In this section examples illustrative of experimental procedures utilized in the testing of dipolar polymers are described.

A detector was constructed from commercially available polyvinylidene fluoride film which was prepared by biaxial stressing. The film was about 50 percent crystalline as measured by density and/or x-ray. Thickness was about 19 micrometers. Electrodes were deposited on opposite faces by evaporatiOn of aluminum and poling was carried out by application of an electric field of 1,500 volts starting at about 120.degree. C and by cooling to room temperature without removal of the field. The front face of the detector was a partially transmitting aluminum film. The detector was irradiated by use of a CW CO.sub.2 laser emitting at a wavelength of about 10.6 micrometers at a level of a few milliwatts. The laser output was focused to an area approximately coextensive with the 2 millimeter by 2 millimeter area of the detector. The laser output was modulated so as to produce either single pulses or pulse trains having pulse repetition rates of from 1 Hz to 1,000 Hz. Voltage responsivity for a pulse train of about 100 Hz was about 17 volts per watt. Responsivity decreased as the reciprocal of the first power of the frequency.

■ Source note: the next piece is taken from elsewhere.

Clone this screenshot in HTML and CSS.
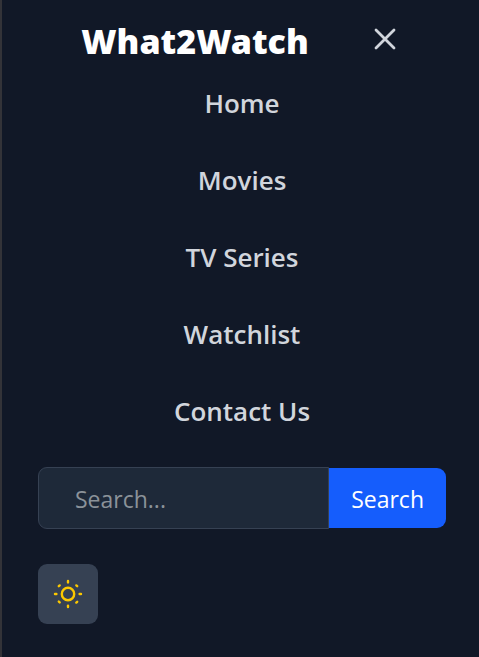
FILE: index.html
```html
<!DOCTYPE html>
<html lang="en">
<head>
<meta charset="utf-8">
<meta name="viewport" content="width=device-width, initial-scale=1">
<title>What2Watch</title>
<link rel="stylesheet" href="styles.css">
</head>
<body>
<div class="menu">
  <header class="menu-header">
    <a class="brand" href="#">What2Watch</a>
    <button class="close" type="button" aria-label="Close menu">
      <svg viewBox="0 0 24 24" width="24" height="24" fill="none" stroke="currentColor" stroke-width="2.800" stroke-linecap="round"><path d="M3 3 21 21M21 3 3 21"/></svg>
    </button>
  </header>
  <nav class="links">
    <a href="#">Home</a>
    <a href="#">Movies</a>
    <a href="#">TV Series</a>
    <a href="#">Watchlist</a>
    <a href="#">Contact Us</a>
  </nav>
  <form class="search">
    <input class="search-input" type="search" placeholder="Search..." aria-label="Search">
    <button class="search-button" type="submit">Search</button>
  </form>
  <button class="theme" type="button" aria-label="Switch theme">
    <svg viewBox="0 0 30 30" width="30" height="30" fill="none" stroke="currentColor" stroke-width="2.400" stroke-linecap="round"><circle cx="15" cy="15" r="6.200"/><path d="M15 2v1.400M15 26.600V28M2 15h1.400M26.600 15H28M5.800 7.200l.9-.8M23.300 6.400l.9.800M5.800 22.600l.9.800M23.300 23.600l.9-.8"/></svg>
  </button>
</div>
</body>
</html>
```
FILE: styles.css
```css
* {
  box-sizing: border-box;
}

body {
  margin: 0;
  background: #111827;
  color: #d1d5dc;
  font-family: "Open Sans", "Noto Sans", sans-serif;
}

a {
  color: inherit;
  text-decoration: none;
}

button,
input {
  margin: 0;
  font: inherit;
}

.menu {
  min-height: 100vh;
  padding: 17px 33px 32px 36px;
  border-left: 2px solid #333338;
}

.menu-header {
  display: flex;
  align-items: center;
  justify-content: center;
  gap: 64px;
  height: 48px;
  padding-right: 6px;
}

.brand {
  color: #fff;
  font-family: "Noto Sans", sans-serif;
  font-size: 34px;
  font-weight: 900;
  line-height: 48px;
}

.close {
  display: flex;
  padding: 0 0 4px;
  border: 0;
  background: none;
  color: #d1d5dc;
}

.links {
  display: flex;
  flex-direction: column;
  align-items: center;
  gap: 36px;
  padding-top: 18px;
  font-size: 26px;
  font-weight: 600;
  line-height: 41px;
}

.search {
  display: flex;
  align-items: center;
  margin-top: 35px;
  font-size: 23px;
}

.search-input {
  flex: 1;
  min-width: 0;
  height: 62px;
  padding: 2px 36px 0;
  border: 1px solid #364153;
  border-radius: 9px 0 0 9px;
  outline: 0;
  background: #1e2939;
  color: #fff;
  appearance: none;
}

.search-input::placeholder {
  color: #8b9299;
}

.search-button {
  height: 60px;
  padding: 2px 22px 0;
  border: 0;
  border-radius: 0 9px 9px 0;
  background: #155dfc;
  color: #fff;
}

.theme {
  display: flex;
  align-items: center;
  justify-content: center;
  width: 60px;
  height: 60px;
  margin-top: 35px;
  padding: 0;
  border: 0;
  border-radius: 9px;
  background: #364153;
  color: #fcc800;
}
```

It was found that the detector response as displayed on a screen faithfully reproduced the input pulse shape of a pulse having a rise time of about 50 nanoseconds.

The experiment described is for a film detector which was "clamped" (i.e., glued) to a substrate much in the manner of the device depicted in FIG. 1. In other experiments freely supported stretched films arranged as shown in the device of FIG. 2 were utilized.

Claims

We claim:

1. Pyroelectric device comprising a body of a pyroelectric medium provided with means for sensing a pyroelectric response to incident radiation, said means including at least one electrode making electrical contact with the said body, characterized in that said body consists essentially of a normally solid polymer of polyvinylidene fluoride.